Bruen In The Balance: Watching SCOTUS Carefully

June 20, 2024

With the Supreme Court’s 2023-24 session nearing a close, the docket of pending cases remains relatively large.  So large, in fact, that the Court just might extend its own deadlines into July.  The Second Amendment, particularly how the Bruen decision should be applied by lower courts, could figure prominently in the decisions the Court announces in the coming days.

As CRPA President Chuck Michel outlined in a recent interview with CRPA TV’s Kevin Small, the decision in U.S. v. Rahimi provides an opportunity for the justices to clarify how the Bruen standard is applied.  As we saw just last week in the case of B&L Productions v. Newsom, courts are skirting right around even applying Bruen at all simply by claiming that certain firearms, parts, or ammunition was never intended to be covered or the the framers never anticipated that a lawful citizen might actually purchase a firearm.  With the Second Amendment evaded, Bruen doesn’t even apply and we’re back to the days when any restriction is upheld.

As Chuck describes in the interview, a dream scenario could emerge if the Rahimi decision does include such clarification.  With that, the Court could then remand several cases pending cert back to their lower courts to be considered in light of the newly clarified Bruen standard.

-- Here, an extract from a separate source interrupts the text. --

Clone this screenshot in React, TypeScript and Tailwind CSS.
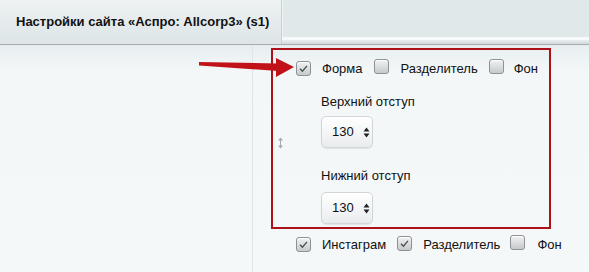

The Rahimi decision itself also bears watching, as as the Court will decide whether class-based restrictions on gun rights are constitutional. While 2A opponents and mainstream media reduce this case down to “whether the Court thinks violent domestic abusers should be able to own a gun”, the issue is broader.  Violent offenders can and do have their Second Amendment rights (among others) regularly stripped away on a case by case basis.  But  should the government have the ability to slap a label on a group it doesn’t like and whisk away basic freedoms? That is a far bigger issue.

CRPA will remain vigilant in the fight for fundamental Second Amendment rights and for a clarification of the Bruen standard that prevents the insidious wordsmithing and failed logic some judges use in their continued effort to erode those rights.